5.2 Definitions. The following terms shall have the following meanings:
“Agreement” shall have the meaning set forth in the preamble.
“Affiliate” shall mean, respect to any Person, any other Person that controls, is controlled by, or is under common control with, such Person; the term “control” as used in this definition, means the power to direct or cause the direction of the management and policies of such Person, directly or indirectly, whether through the ownership of voting securities, by contract or otherwise, and “controlled” and “controlling” shall have meanings correlative to the foregoing.
“Beneficially Own” shall mean that a specified Person has or shares the right, directly or indirectly, through any contract, arrangement, understanding, relationship or otherwise, to vote shares of Capital Stock of the Company, and “Beneficially Owned” and “Beneficial Owner” shall have correlative meanings.
“Board” shall mean the board of directors of the Company.
“Capital Stock” means (i) with respect to any Person that is a corporation, any and all shares, interests or equivalents in capital stock of such corporation (whether voting or nonvoting and whether common or preferred) and (ii) with respect to any Person that is not a corporation, individual or governmental entity, any and all partnership, membership, limited liability company or other equity interests of such Person that confer on the holder thereof the right to receive a share of the profits and losses of, or the distribution of assets of, the issuing Person, including in each case any and all warrants, rights (including conversion and exchange rights) and options to purchase any of the foregoing.
“Class A Common Stock” shall have the meaning set forth in the Recitals.
“Class B Common Stock” shall have the meaning set forth in the Recitals.
“Class C Common Stock” shall have the meaning set forth in the Recitals.
“Class D Common Stock” shall have the meaning set forth in the Recitals.
“Common Stock” shall mean, collectively, the Class A Common Stock, Class B Common Stock, the Class C Common Stock and the Class D Common Stock.
“Company” shall have the meaning set forth in the preamble.
“Continuing LLC Members” shall mean the members of LD Holdings (excluding Parthenon Blocker) immediately prior to the IPO.
“Designated Director” shall have the meaning set forth in Section 2.3.
“Effective Date” shall have the meaning set forth in Section 1.1.

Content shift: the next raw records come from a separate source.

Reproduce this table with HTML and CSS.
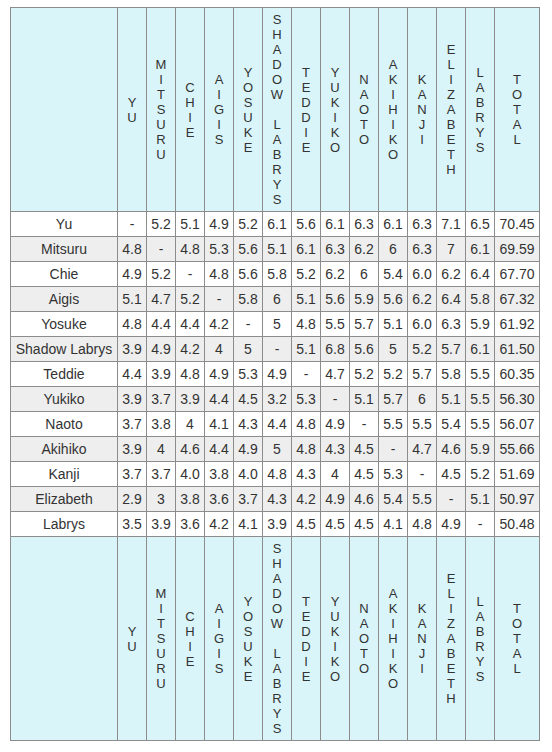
FILE: index.html
```html
<!DOCTYPE html>
<html>
<head>
<meta charset="utf-8">
<link rel="stylesheet" href="styles.css">
</head>
<body>
<div class="wrap">
<table class="grid">
<colgroup>
<col class="c-name">
<col class="c-num"><col class="c-num"><col class="c-num"><col class="c-num"><col class="c-num"><col class="c-num"><col class="c-num"><col class="c-num"><col class="c-num"><col class="c-num"><col class="c-num"><col class="c-num"><col class="c-num">
<col class="c-total">
</colgroup>
<thead>
<tr class="head">
<th></th>
<th>Y<br>U</th>
<th>M<br>I<br>T<br>S<br>U<br>R<br>U</th>
<th>C<br>H<br>I<br>E</th>
<th>A<br>I<br>G<br>I<br>S</th>
<th>Y<br>O<br>S<br>U<br>K<br>E</th>
<th>S<br>H<br>A<br>D<br>O<br>W<br><br>L<br>A<br>B<br>R<br>Y<br>S</th>
<th>T<br>E<br>D<br>D<br>I<br>E</th>
<th>Y<br>U<br>K<br>I<br>K<br>O</th>
<th>N<br>A<br>O<br>T<br>O</th>
<th>A<br>K<br>I<br>H<br>I<br>K<br>O</th>
<th>K<br>A<br>N<br>J<br>I</th>
<th>E<br>L<br>I<br>Z<br>A<br>B<br>E<br>T<br>H</th>
<th>L<br>A<br>B<br>R<br>Y<br>S</th>
<th>T<br>O<br>T<br>A<br>L</th>
</tr>
</thead>
<tbody>
<tr><td>Yu</td><td>-</td><td>5.2</td><td>5.1</td><td>4.9</td><td>5.2</td><td>6.1</td><td>5.6</td><td>6.1</td><td>6.3</td><td>6.1</td><td>6.3</td><td>7.1</td><td>6.5</td><td>70.45</td></tr>
<tr><td>Mitsuru</td><td>4.8</td><td>-</td><td>4.8</td><td>5.3</td><td>5.6</td><td>5.1</td><td>6.1</td><td>6.3</td><td>6.2</td><td>6</td><td>6.3</td><td>7</td><td>6.1</td><td>69.59</td></tr>
<tr><td>Chie</td><td>4.9</td><td>5.2</td><td>-</td><td>4.8</td><td>5.6</td><td>5.8</td><td>5.2</td><td>6.2</td><td>6</td><td>5.4</td><td>6.0</td><td>6.2</td><td>6.4</td><td>67.70</td></tr>
<tr><td>Aigis</td><td>5.1</td><td>4.7</td><td>5.2</td><td>-</td><td>5.8</td><td>6</td><td>5.1</td><td>5.6</td><td>5.9</td><td>5.6</td><td>6.2</td><td>6.4</td><td>5.8</td><td>67.32</td></tr>
<tr><td>Yosuke</td><td>4.8</td><td>4.4</td><td>4.4</td><td>4.2</td><td>-</td><td>5</td><td>4.8</td><td>5.5</td><td>5.7</td><td>5.1</td><td>6.0</td><td>6.3</td><td>5.9</td><td>61.92</td></tr>
<tr><td>Shadow Labrys</td><td>3.9</td><td>4.9</td><td>4.2</td><td>4</td><td>5</td><td>-</td><td>5.1</td><td>6.8</td><td>5.6</td><td>5</td><td>5.2</td><td>5.7</td><td>6.1</td><td>61.50</td></tr>
<tr><td>Teddie</td><td>4.4</td><td>3.9</td><td>4.8</td><td>4.9</td><td>5.3</td><td>4.9</td><td>-</td><td>4.7</td><td>5.2</td><td>5.2</td><td>5.7</td><td>5.8</td><td>5.5</td><td>60.35</td></tr>
<tr><td>Yukiko</td><td>3.9</td><td>3.7</td><td>3.9</td><td>4.4</td><td>4.5</td><td>3.2</td><td>5.3</td><td>-</td><td>5.1</td><td>5.7</td><td>6</td><td>5.1</td><td>5.5</td><td>56.30</td></tr>
<tr><td>Naoto</td><td>3.7</td><td>3.8</td><td>4</td><td>4.1</td><td>4.3</td><td>4.4</td><td>4.8</td><td>4.9</td><td>-</td><td>5.5</td><td>5.5</td><td>5.4</td><td>5.5</td><td>56.07</td></tr>
<tr><td>Akihiko</td><td>3.9</td><td>4</td><td>4.6</td><td>4.4</td><td>4.9</td><td>5</td><td>4.8</td><td>4.3</td><td>4.5</td><td>-</td><td>4.7</td><td>4.6</td><td>5.9</td><td>55.66</td></tr>
<tr><td>Kanji</td><td>3.7</td><td>3.7</td><td>4.0</td><td>3.8</td><td>4.0</td><td>4.8</td><td>4.3</td><td>4</td><td>4.5</td><td>5.3</td><td>-</td><td>4.5</td><td>5.2</td><td>51.69</td></tr>
<tr><td>Elizabeth</td><td>2.9</td><td>3</td><td>3.8</td><td>3.6</td><td>3.7</td><td>4.3</td><td>4.2</td><td>4.9</td><td>4.6</td><td>5.4</td><td>5.5</td><td>-</td><td>5.1</td><td>50.97</td></tr>
<tr><td>Labrys</td><td>3.5</td><td>3.9</td><td>3.6</td><td>4.2</td><td>4.1</td><td>3.9</td><td>4.5</td><td>4.5</td><td>4.5</td><td>4.1</td><td>4.8</td><td>4.9</td><td>-</td><td>50.48</td></tr>
</tbody>
<tfoot>
<tr class="head">
<th></th>
<th>Y<br>U</th>
<th>M<br>I<br>T<br>S<br>U<br>R<br>U</th>
<th>C<br>H<br>I<br>E</th>
<th>A<br>I<br>G<br>I<br>S</th>
<th>Y<br>O<br>S<br>U<br>K<br>E</th>
<th>S<br>H<br>A<br>D<br>O<br>W<br><br>L<br>A<br>B<br>R<br>Y<br>S</th>
<th>T<br>E<br>D<br>D<br>I<br>E</th>
<th>Y<br>U<br>K<br>I<br>K<br>O</th>
<th>N<br>A<br>O<br>T<br>O</th>
<th>A<br>K<br>I<br>H<br>I<br>K<br>O</th>
<th>K<br>A<br>N<br>J<br>I</th>
<th>E<br>L<br>I<br>Z<br>A<br>B<br>E<br>T<br>H</th>
<th>L<br>A<br>B<br>R<br>Y<br>S</th>
<th>T<br>O<br>T<br>A<br>L</th>
</tr>
</tfoot>
</table>
</div>
</body>
</html>
```
FILE: styles.css
```css
html, body {
  margin: 0;
  padding: 0;
  background: #ffffff;
}
.wrap {
  padding: 7px 0 0 10px;
}
.grid {
  border-collapse: collapse;
  table-layout: fixed;
  width: 529px;
  font-family: "Liberation Sans", Arial, sans-serif;
  color: #333333;
}
.c-name { width: 107px; }
.c-num { width: 29px; }
.c-total { width: 45px; }
.grid th,
.grid td {
  border: 1px solid #8c8c8c;
  text-align: center;
  vertical-align: middle;
  padding: 0;
}
.head th {
  background: #d9f5f9;
  font-weight: normal;
  font-size: 13px;
  line-height: 15px;
  padding: 4px 0;
  height: 195px;
}
.grid td {
  font-size: 14px;
  line-height: 16px;
  padding: 4px 0;
  white-space: nowrap;
}
.grid tbody tr:nth-child(even) td {
  background: #eeeeee;
}
```
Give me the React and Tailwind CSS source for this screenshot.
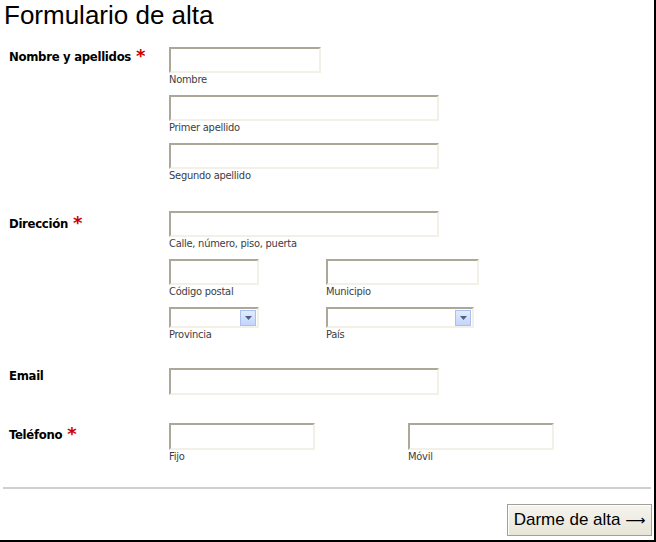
import React from "react";

const inputBorder =
  "block border-2 border-t-[#aca899] border-l-[#aca899] border-b-[#f3f1e7] border-r-[#f3f1e7] bg-white outline-none";

function Caption({ children }) {
  return (
    <div className="font-['DejaVu_Sans_Condensed','DejaVu_Sans',sans-serif] text-[11px] leading-[13px] tracking-[-0.25px] text-[#3c3c46]">
      {children}
    </div>
  );
}

function Field({ width, height = "h-[26px]", caption }) {
  return (
    <div>
      <input type="text" className={`${inputBorder} ${width} ${height}`} />
      {caption ? <Caption>{caption}</Caption> : null}
    </div>
  );
}

function SelectField({ width, caption }) {
  return (
    <div>
      <div className={`${inputBorder} ${width} h-[21px] flex items-center justify-end pr-[1px]`}>
        <span className="flex h-[16px] w-[16px] items-center justify-center border border-[#aac0f0] bg-[linear-gradient(#e3ebfe,#c3d5fb)]">
          <svg width="7" height="4" viewBox="0 0 7 4">
            <path d="M0 0h7L3.5 4z" fill="#4d6185" />
          </svg>
        </span>
      </div>
      <Caption>{caption}</Caption>
    </div>
  );
}

function Label({ children, required, pad }) {
  return (
    <div
      className={`w-[169px] shrink-0 pl-[9px] ${pad} font-['DejaVu_Sans_Condensed','DejaVu_Sans',sans-serif] text-[13px] font-bold leading-[16px] tracking-[-0.3px] text-black`}
    >
      {children}
      {required ? (
        <span className="relative top-[1px] ml-[5px] font-['DejaVu_Sans',sans-serif] text-[18px] leading-[0] tracking-normal text-[#cc0000]">
          *
        </span>
      ) : null}
    </div>
  );
}

export default function App() {
  return (
    <div className="box-border h-[542px] w-[656px] border-b-2 border-r-2 border-black bg-white font-['Liberation_Sans',Arial,sans-serif]">
      <h1 className="pl-[4px] text-[26px] font-normal leading-[30px] text-black">
        Formulario de alta
      </h1>

      <div className="mt-[17px] flex">
        <Label required pad="pt-[2px]">
          Nombre y apellidos
        </Label>
        <div className="flex flex-col gap-[9px]">
          <Field width="w-[152px]" caption="Nombre" />
          <Field width="w-[270px]" caption="Primer apellido" />
          <Field width="w-[270px]" caption="Segundo apellido" />
        </div>
      </div>

      <div className="mt-[29px] flex">
        <Label required pad="pt-[5px]">
          Dirección
        </Label>
        <div className="flex flex-col gap-[9px]">
          <Field width="w-[270px]" caption="Calle, número, piso, puerta" />
          <div className="flex gap-[67px]">
            <Field width="w-[90px]" caption="Código postal" />
            <Field width="w-[153px]" caption="Municipio" />
          </div>
          <div className="flex gap-[67px]">
            <SelectField width="w-[90px]" caption="Provincia" />
            <SelectField width="w-[148px]" caption="País" />
          </div>
        </div>
      </div>

      <div className="mt-[27px] flex">
        <Label pad="pt-0">Email</Label>
        <Field width="w-[270px]" height="h-[27px]" />
      </div>

      <div className="mt-[28px] flex">
        <Label required pad="pt-[4px]">
          Teléfono
        </Label>
        <div className="flex gap-[93px]">
          <Field width="w-[146px]" height="h-[27px]" caption="Fijo" />
          <Field width="w-[146px]" height="h-[27px]" caption="Móvil" />
        </div>
      </div>

      <div className="mx-[3px] mt-[24px] h-[2px] bg-[#d0d0d0]" />

      <div className="mt-[15px] flex justify-end pr-[2px]">
        <button
          type="button"
          className="h-[32px] w-[145px] border border-[#a09f98] bg-[linear-gradient(#f5f4ee,#e8e5d8)] text-[17px] leading-[20px] text-black shadow-[inset_1px_1px_0_#ffffff]"
        >
          Darme de alta{" "}
          <span className="font-['DejaVu_Sans',sans-serif] text-[14px]">⟶</span>
        </button>
      </div>
    </div>
  );
}
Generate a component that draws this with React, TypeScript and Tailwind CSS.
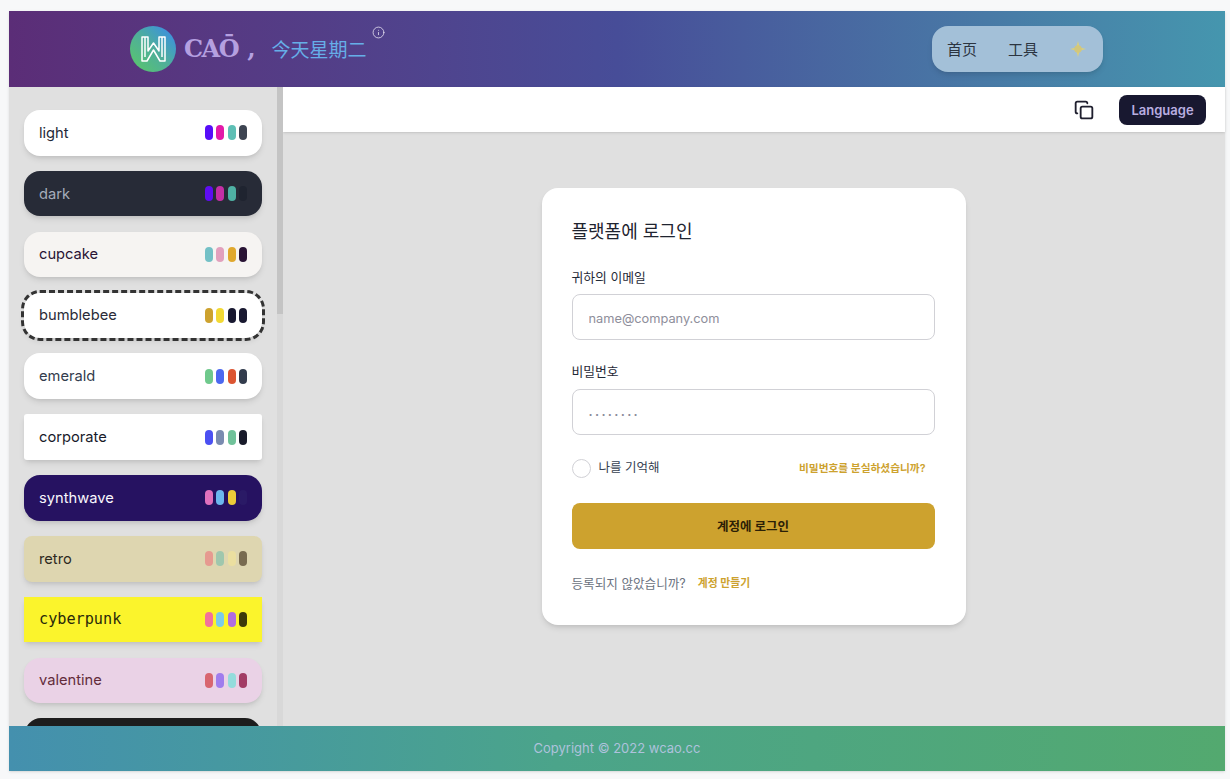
import { Copy, Info } from 'lucide-react';

const themes = [
  { name: 'light', card: 'bg-white text-[#1f2937] rounded-2xl', dots: ['bg-[#570df8]', 'bg-[#e31aa8]', 'bg-[#5ebfb5]', 'bg-[#3d4451]'] },
  { name: 'dark', card: 'bg-[#272b37] text-[#a6adbb] rounded-2xl', dots: ['bg-[#5f0df2]', 'bg-[#c52fa5]', 'bg-[#4fb1a4]', 'bg-[#1f2430]'] },
  { name: 'cupcake', card: 'bg-[#f6f4f2] text-[#291334] rounded-2xl', dots: ['bg-[#73c0c6]', 'bg-[#e2a0bd]', 'bg-[#e0a82e]', 'bg-[#291334]'] },
  { name: 'bumblebee', card: 'bg-white text-[#2b2b38] rounded-2xl outline-dashed outline-[3px] outline-offset-0 outline-[#333]', dots: ['bg-[#cda22e]', 'bg-[#f2d934]', 'bg-[#181830]', 'bg-[#181830]'] },
  { name: 'emerald', card: 'bg-white text-[#333c4d] rounded-2xl', dots: ['bg-[#6fc98c]', 'bg-[#4c68f0]', 'bg-[#dc5532]', 'bg-[#333c4d]'] },
  { name: 'corporate', card: 'bg-white text-[#181a2a] rounded-[3px]', dots: ['bg-[#4b50f2]', 'bg-[#7a8bb0]', 'bg-[#70c29a]', 'bg-[#181a2a]'] },
  { name: 'synthwave', card: 'bg-[#261261] text-[#f9f7fd] rounded-2xl', dots: ['bg-[#e070bd]', 'bg-[#6cb7ee]', 'bg-[#eccb38]', 'bg-[#2a1a66]'] },
  { name: 'retro', card: 'bg-[#ded6b0] text-[#2e2a1f] rounded-lg', dots: ['bg-[#e69a90]', 'bg-[#9fc7ad]', 'bg-[#ebdfa0]', 'bg-[#786b50]'] },
  { name: 'cyberpunk', card: 'bg-[#fbf42c] text-[#29290a] rounded-none', dots: ['bg-[#f2719b]', 'bg-[#7ccbe8]', 'bg-[#b06de0]', 'bg-[#3c3a0a]'] },
  { name: 'valentine', card: 'bg-[#ead2e6] text-[#632c3b] rounded-2xl', dots: ['bg-[#d8666f]', 'bg-[#a07ced]', 'bg-[#94dcdc]', 'bg-[#a23c65]'] },
];

const sans = 'font-[Inter,"Noto_Sans_CJK_KR",sans-serif]';

function Logo() {
  return (
    <div className="w-[46px] h-[46px] rounded-full bg-gradient-to-tr from-[#5cc85f] via-[#4fae9a] to-[#3f84ee] flex items-center justify-center">
      <svg width="25" height="26" viewBox="0 0 25 26" fill="none" stroke="white" strokeWidth="1.5" strokeLinejoin="round">
        <path d="M1 1H7V15L12.5 7L18 15V1H24V25H19L12.5 14L6 25H1Z" />
        <path d="M4 1V21" />
        <path d="M21 1V21" />
      </svg>
    </div>
  );
}

function Header() {
  return (
    <header className="h-[76px] shrink-0 flex items-center bg-gradient-to-r from-[#5b2d77] via-[#474d98] to-[#4596ae]">
      <div className="ml-[121px] flex items-center">
        <Logo />
        <span className="ml-2 text-[24px] font-bold text-[#b5a0e0] font-[DejaVu_Serif,serif] tracking-[-1.5px]">CAŌ</span>
        <span className="ml-[9px] text-[24px] font-bold text-[#b5a0e0] font-[DejaVu_Serif,serif]">,</span>
        <span className="ml-[16px] text-[19px] text-[#66aee8] font-['Noto_Sans_CJK_SC',sans-serif]">今天星期二</span>
        <Info size={13} className="text-[#e5e0f0] ml-[5px] -mt-[33px]" strokeWidth={1.5} />
      </div>
      <nav className="ml-auto mr-[122px] w-[171px] h-[46px] rounded-2xl bg-[#a3c0d8] shadow-md flex items-center pl-[15px] text-[#2b3440] text-[15px] font-['Noto_Sans_CJK_SC',sans-serif]">
        <span>首页</span>
        <span className="ml-[31px]">工具</span>
        <svg className="ml-[32px] blur-[0.7px]" width="16" height="16" viewBox="0 0 16 16" fill="#e6d36a" opacity="0.9">
          <path d="M8 0 L9.6 6.4 L16 8 L9.6 9.6 L8 16 L6.4 9.6 L0 8 L6.4 6.4 Z" />
          <circle cx="8" cy="8" r="3.8" fill="#d8c873" />
        </svg>
      </nav>
    </header>
  );
}

function ThemeCard({ t }: { t: (typeof themes)[number] }) {
  return (
    <div className={`w-[238px] h-[45.6px] shrink-0 flex items-center justify-between pl-[15px] pr-[15px] shadow-md text-[14.7px] ${t.card}`}>
      <span className={t.name === 'cyberpunk' ? "font-['DejaVu_Sans_Mono',monospace] text-[15.2px]" : ''}>{t.name}</span>
      <div className="flex gap-[3.1px]">
        {t.dots.map((d, i) => (
          <div key={i} className={`w-[8.2px] h-[15px] rounded-full ${d}`} />
        ))}
      </div>
    </div>
  );
}

function Sidebar() {
  return (
    <aside className="relative w-[274px] shrink-0 bg-[#e0e0e0] overflow-hidden">
      <div className="pt-[23px] pl-[15px] flex flex-col gap-[15.25px]">
        {themes.map((t) => (
          <ThemeCard key={t.name} t={t} />
        ))}
        <div className="w-[236px] h-[46px] shrink-0 ml-px rounded-2xl bg-[#1d1d1d]" />
      </div>
      {/* scrollbar */}
      <div className="absolute top-0 right-0 bottom-0 w-[6px] bg-[#d8d8d8]">
        <div className="h-[227px] bg-[#c4c4c4]" />
      </div>
    </aside>
  );
}

function LoginCard() {
  return (
    <div className="w-[424px] h-[437px] bg-white rounded-2xl shadow-md pl-[30px] pr-[31px] pt-[31px] text-[#1f2937]">
      <h1 className="text-[18px] leading-[26px] font-normal text-[#1f2430]">플랫폼에 로그인</h1>
      <label className="block mt-[24px] text-[12.8px] leading-[18px] font-normal">귀하의 이메일</label>
      <input
        placeholder="name@company.com"
        className="block mt-[7px] w-full h-[46px] rounded-lg border border-[#d1d1d6] pl-[16px] pr-[15px] pt-[2px] text-[12.8px] placeholder:text-[#8e8e9b]"
      />
      <label className="block mt-[23px] text-[12.8px] leading-[18px] font-normal">비밀번호</label>
      <input
        type="text"
        placeholder="········"
        className="block mt-[8px] w-full h-[46px] rounded-lg border border-[#d1d1d6] pl-[16px] pr-[15px] pt-[4px] text-[13px] font-semibold tracking-[2.3px] placeholder:text-[#8a8a98]"
      />
      <div className="mt-[24px] flex items-center">
        <div className="w-[19px] h-[19px] rounded-full border border-[#d1d1d6] bg-white" />
        <span className="ml-[8px] text-[12.5px] font-normal text-[#374151]">나를 기억해</span>
        <a className="ml-auto mr-[9px] pt-[2px] text-[10.7px] font-semibold text-[#cda22e]">비밀번호를 분실하셨습니까?</a>
      </div>
      <button className="mt-[25px] w-full h-[46px] rounded-lg bg-[#cda22e] text-[#2b2006] text-[12.5px] font-semibold pt-[2px]">
        계정에 로그인
      </button>
      <div className="mt-[26px] flex items-center text-[12.6px] text-[#6b7280]">
        <span>등록되지 않았습니까?</span>
        <a className="ml-[12px] text-[10.8px] font-semibold text-[#cda22e]">계정 만들기</a>
      </div>
    </div>
  );
}

export default function App() {
  return (
    <div className={`h-screen overflow-hidden bg-[#f7f8f9] pt-[11px] pl-[9px] pr-[5px] pb-[8px] ${sans}`}>
      <div className="h-full flex flex-col shadow-sm">
        <Header />
        <div className="flex-1 min-h-0 flex bg-[#e0e0e0]">
          <Sidebar />
          <main className="flex-1 min-w-0 flex flex-col">
            <div className="h-[45px] shrink-0 bg-white shadow flex items-center justify-end pr-[19px]">
              <Copy size={20} className="text-[#1f1f2e] mr-[25px]" strokeWidth={2.2} />
              <button className="w-[87px] h-[30px] rounded-lg bg-[#181830] text-[#b9aee0] text-[13px] font-semibold pt-[2px]">
                Language
              </button>
            </div>
            <div className="flex justify-center pt-[56px] pr-[1px]">
              <LoginCard />
            </div>
          </main>
        </div>
        <footer className="h-[45px] shrink-0 flex items-center justify-center bg-gradient-to-r from-[#4490ae] via-[#4ba48a] via-45% to-[#53a96f] text-[13px] text-[#aec2dc]">
          Copyright © 2022 wcao.cc
        </footer>
      </div>
    </div>
  );
}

“Family Group” shall mean, as to any particular Person who is an individual, (i) such individual’s spouse, domestic partner, parent, sibling and descendants (whether natural or adopted) (collectively, for purposes of this definition, “relatives”), (ii) such individual’s executor or personal representative, (iii) any trust, or other entity formed for estate planning purposes, the trustee (or an equivalent thereof) of which is such individual or such individual’s executor or personal representative and which at all times is and remains solely for the benefit of such individual and/or such individual’s relatives, (iv) any corporation, limited partnership, limited liability company or other tax flow-through entity the governing instruments of which provide that such individual or such individual’s executor or personal representative shall have the exclusive, nontransferable power to direct the management and policies of such entity and of which the sole owners of stock, partnership interests, membership interests or any other equity interests are limited to such individual, such individual’s relatives and/or the trusts (or other entities) described in clause (iii) above, and (v) any retirement plan for such individual or such individual’s relatives.